Por outro lado, temos a figura de Eunice Paiva, quando casada, esposa a caber dentro de um certo modelo de mulher, mãe de cinco filhos, sem profissão. Depois da sua travessia pelo horror de se ver presa, assim como a sua filha mais velha, no mesmo dia em que o marido foi preso, vindo a morrer em resultado da tortura, Eunice empreende um longo caminho de resistência, que passa também pela sua reinvenção enquanto mulher e quanto ao seu papel na sociedade. Volta a estudar, torna-se advogada, defendo os direitos dos indígenas e procura a verdade sobre o que aconteceu a Rubens Paiva de maneira insistente e persistente até, muitos anos mais tarde, a conseguir e... uma certidão de óbito.

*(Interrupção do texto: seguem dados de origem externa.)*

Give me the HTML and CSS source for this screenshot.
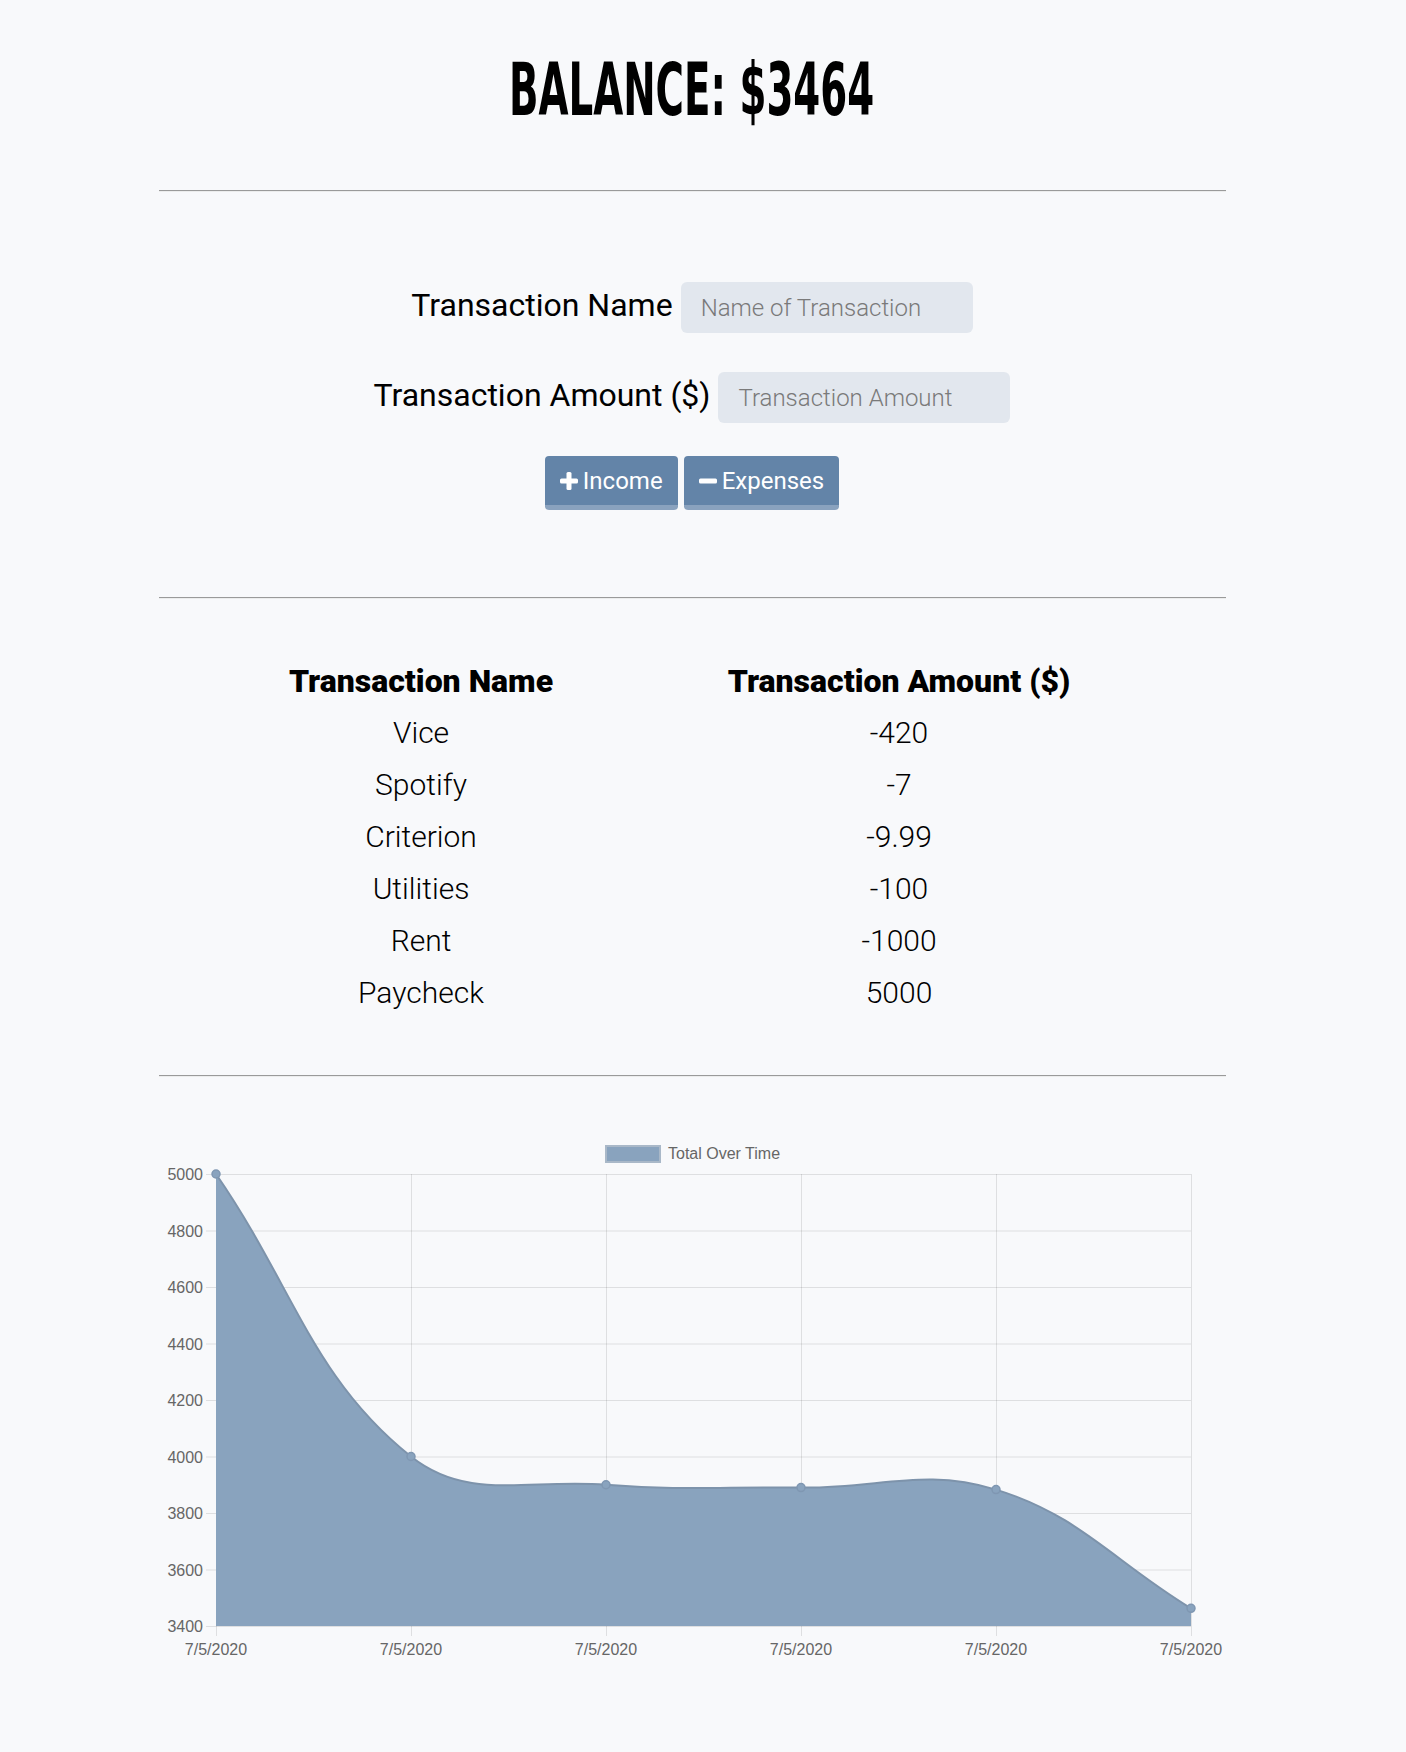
FILE: index.html
```html
<!DOCTYPE html>
<html lang="en">
<head>
<meta charset="utf-8">
<title>Budget Tracker</title>
<link rel="stylesheet" href="styles.css">
</head>
<body>
<div class="page">
  <h1 class="balance"><span class="balance-text">BALANCE: $3464</span></h1>
  <hr class="divider divider-top">
  <form class="entry">
    <div class="field">
      <label class="field-label" for="t-name">Transaction Name</label>
      <input class="field-input" id="t-name" type="text" placeholder="Name of Transaction">
    </div>
    <div class="field field-second">
      <label class="field-label" for="t-amount">Transaction Amount ($)</label>
      <input class="field-input" id="t-amount" type="text" placeholder="Transaction Amount">
    </div>
    <div class="actions">
      <button type="button" class="btn">
        <svg class="btn-icon" width="18" height="18" viewBox="0 0 18 18"><rect x="6.5" y="0" width="5" height="18" rx="1.5" fill="#fff"/><rect x="0" y="6.5" width="18" height="5" rx="1.5" fill="#fff"/></svg>
        <span>Income</span>
      </button>
      <button type="button" class="btn">
        <svg class="btn-icon" width="18" height="18" viewBox="0 0 18 18"><rect x="0" y="6.5" width="18" height="5" rx="1.5" fill="#fff"/></svg>
        <span>Expenses</span>
      </button>
    </div>
  </form>
  <hr class="divider divider-mid">
  <table class="ledger">
    <colgroup><col class="col-name"><col class="col-amount"></colgroup>
    <thead>
      <tr><th>Transaction Name</th><th>Transaction Amount ($)</th></tr>
    </thead>
    <tbody>
      <tr><td>Vice</td><td>-420</td></tr>
      <tr><td>Spotify</td><td>-7</td></tr>
      <tr><td>Criterion</td><td>-9.99</td></tr>
      <tr><td>Utilities</td><td>-100</td></tr>
      <tr><td>Rent</td><td>-1000</td></tr>
      <tr><td>Paycheck</td><td>5000</td></tr>
    </tbody>
  </table>
  <hr class="divider divider-bottom">
  <div class="chart">
    <svg class="chart-svg" width="1067" height="600" viewBox="158 1100 1067 600">
      <g class="legend">
        <rect x="605" y="1146" width="54" height="16" fill="#89a3be" stroke="#a9b8c8" stroke-width="2"/>
        <text x="667" y="1158.5" class="legend-text">Total Over Time</text>
      </g>
      <g class="grid" stroke="rgba(0,0,0,0.1)" stroke-width="1">
        <line x1="205" y1="1174.5" x2="1190" y2="1174.5"/>
        <line x1="205" y1="1231" x2="1190" y2="1231"/>
        <line x1="205" y1="1287.5" x2="1190" y2="1287.5"/>
        <line x1="205" y1="1344" x2="1190" y2="1344"/>
        <line x1="205" y1="1400.5" x2="1190" y2="1400.5"/>
        <line x1="205" y1="1457" x2="1190" y2="1457"/>
        <line x1="205" y1="1513.5" x2="1190" y2="1513.5"/>
        <line x1="205" y1="1570" x2="1190" y2="1570"/>
        <line x1="205" y1="1626.5" x2="1190" y2="1626.5"/>
        <line x1="215.5" y1="1174" x2="215.5" y2="1636"/>
        <line x1="410.5" y1="1174" x2="410.5" y2="1636"/>
        <line x1="605.5" y1="1174" x2="605.5" y2="1636"/>
        <line x1="800.5" y1="1174" x2="800.5" y2="1636"/>
        <line x1="995.5" y1="1174" x2="995.5" y2="1636"/>
        <line x1="1190.5" y1="1174" x2="1190.5" y2="1636"/>
      </g>
      <path class="area" d="M215,1174 C293,1287 310.9,1377.5 410,1456.5 C466.9,1501.8 526.6,1478.5 605,1484.75 C682.6,1490.9 722,1486.6 800,1487.6 C878,1488.6 923.1,1467.4 995,1489.6 C1079.1,1515.6 1112,1560.8 1190,1608.3 L1190,1626 L215,1626 Z" fill="#89a3be"/>
      <path class="line" d="M215,1174 C293,1287 310.9,1377.5 410,1456.5 C466.9,1501.8 526.6,1478.5 605,1484.75 C682.6,1490.9 722,1486.6 800,1487.6 C878,1488.6 923.1,1467.4 995,1489.6 C1079.1,1515.6 1112,1560.8 1190,1608.3" fill="none" stroke="#7d93ab" stroke-width="2"/>
      <g class="points" fill="#89a3be" stroke="#7f97b2" stroke-width="1.5">
        <circle cx="215" cy="1174" r="4"/>
        <circle cx="410" cy="1456.5" r="4"/>
        <circle cx="605" cy="1484.75" r="4"/>
        <circle cx="800" cy="1487.6" r="4"/>
        <circle cx="995" cy="1489.6" r="4"/>
        <circle cx="1190" cy="1608.3" r="4"/>
      </g>
      <g class="ticks-y">
        <text x="202" y="1180">5000</text>
        <text x="202" y="1236.5">4800</text>
        <text x="202" y="1293">4600</text>
        <text x="202" y="1349.5">4400</text>
        <text x="202" y="1406">4200</text>
        <text x="202" y="1462.5">4000</text>
        <text x="202" y="1519">3800</text>
        <text x="202" y="1575.5">3600</text>
        <text x="202" y="1632">3400</text>
      </g>
      <g class="ticks-x">
        <text x="215" y="1655">7/5/2020</text>
        <text x="410" y="1655">7/5/2020</text>
        <text x="605" y="1655">7/5/2020</text>
        <text x="800" y="1655">7/5/2020</text>
        <text x="995" y="1655">7/5/2020</text>
        <text x="1190" y="1655">7/5/2020</text>
      </g>
    </svg>
  </div>
</div>
</body>
</html>
```

FILE: styles.css
```css
html, body {
  margin: 0;
  padding: 0;
  background: #f8f9fb;
}

body {
  font-family: Roboto, "Liberation Sans", sans-serif;
  color: #000;
}

.page {
  width: 1384px;
  min-height: 1752px;
}

.balance {
  margin: 53px 0 0;
  font-size: 73px;
  line-height: 73px;
  height: 73px;
  text-align: center;
  font-family: "Liberation Sans Narrow", "DejaVu Sans Condensed", "Liberation Sans", sans-serif;
  font-weight: 700;
}

.balance-text {
  display: inline-block;
  transform: scaleX(0.59);
  transform-origin: center;
  white-space: nowrap;
}

.divider {
  width: 1067px;
  height: 0;
  margin: 0 auto;
  border: none;
  border-top: 1px solid #9a9a9a;
  border-bottom: 1px solid #eceded;
}

.divider-top { margin-top: 64px; }
.divider-mid { margin-top: 87px; }
.divider-bottom { margin-top: 56px; }

.entry {
  margin-top: 90px;
  display: flex;
  flex-direction: column;
  align-items: center;
}

.field {
  display: flex;
  align-items: baseline;
  gap: 8px;
}

.field-second {
  margin-top: 39px;
}

.field-label {
  font-size: 32px;
  font-weight: 400;
}

.field-input {
  box-sizing: border-box;
  width: 292px;
  height: 51px;
  border: none;
  border-radius: 6px;
  background: #e2e7ee;
  padding: 0 20px;
  font-family: "Roboto Light", Roboto, "Liberation Sans", sans-serif;
  font-weight: 300;
  font-size: 24px;
  color: #333;
  outline: none;
}

.field-input::placeholder {
  color: #7a7a7a;
}

.actions {
  margin-top: 33px;
  display: flex;
  gap: 6px;
}

.btn {
  box-sizing: border-box;
  height: 54px;
  display: inline-flex;
  align-items: center;
  gap: 5px;
  padding: 0 15px 0 15px;
  border: none;
  border-bottom: 5px solid #8aa2be;
  border-radius: 4px;
  background: #6384a8;
  color: #fff;
  font-family: Roboto, "Liberation Sans", sans-serif;
  font-size: 24px;
  font-weight: 400;
  cursor: pointer;
}

.btn-icon {
  display: block;
  flex: none;
}

.ledger {
  width: 956px;
  margin: 56px auto 0;
  border-collapse: collapse;
  table-layout: fixed;
}

.col-name { width: 414px; }
.col-amount { width: 542px; }

.ledger th,
.ledger td {
  padding: 0;
  text-align: center;
  height: 52px;
  line-height: 52px;
}

.ledger th {
  font-size: 32px;
  font-weight: 900;
}

.ledger td {
  font-family: "Roboto Light", Roboto, "Liberation Sans", sans-serif;
  font-size: 30px;
  font-weight: 300;
}

.chart {
  margin-top: 23px;
  display: flex;
  justify-content: center;
}

.chart-svg {
  display: block;
  font-family: "Liberation Sans", Arial, sans-serif;
  font-size: 16px;
}

.chart-svg text {
  fill: #666;
}

.ticks-y text {
  text-anchor: end;
}

.ticks-x text {
  text-anchor: middle;
}
```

Eunice personifica a resistência, assertiva, digna, orgulhosa e convicta. É uma resistência sem concessões, que recusa a vitimização, cujo expoente máximo - já confundindo o livro com as muitas imagens do filme, com a fotografia que é capa do livro e cartaz do filme - é a célebre frase "Vamos sorrir. Sorriam", pronunciada por Eunice, quando a família é fotografada para uma revista, já na ausência de Rubens Paiva, recusando-se a ceder perante os desvarias de uma ordem que vinga pela força. O livro dá conta da sua coragem e dignidade públicas, em oposição ao sofrimento e às lágrimas privadas.

Vale a pena ler, porque precisamos de conhecer para avaliar, de lembrar para evitar, de nos comovermos para podermos recusar, de nos mantermos alerta. São estranhos os tempos que vivemos, talvez devamos sorrir também como forma de resistir.

Vou agora ver o filme e depois hei de escrever sobre ele.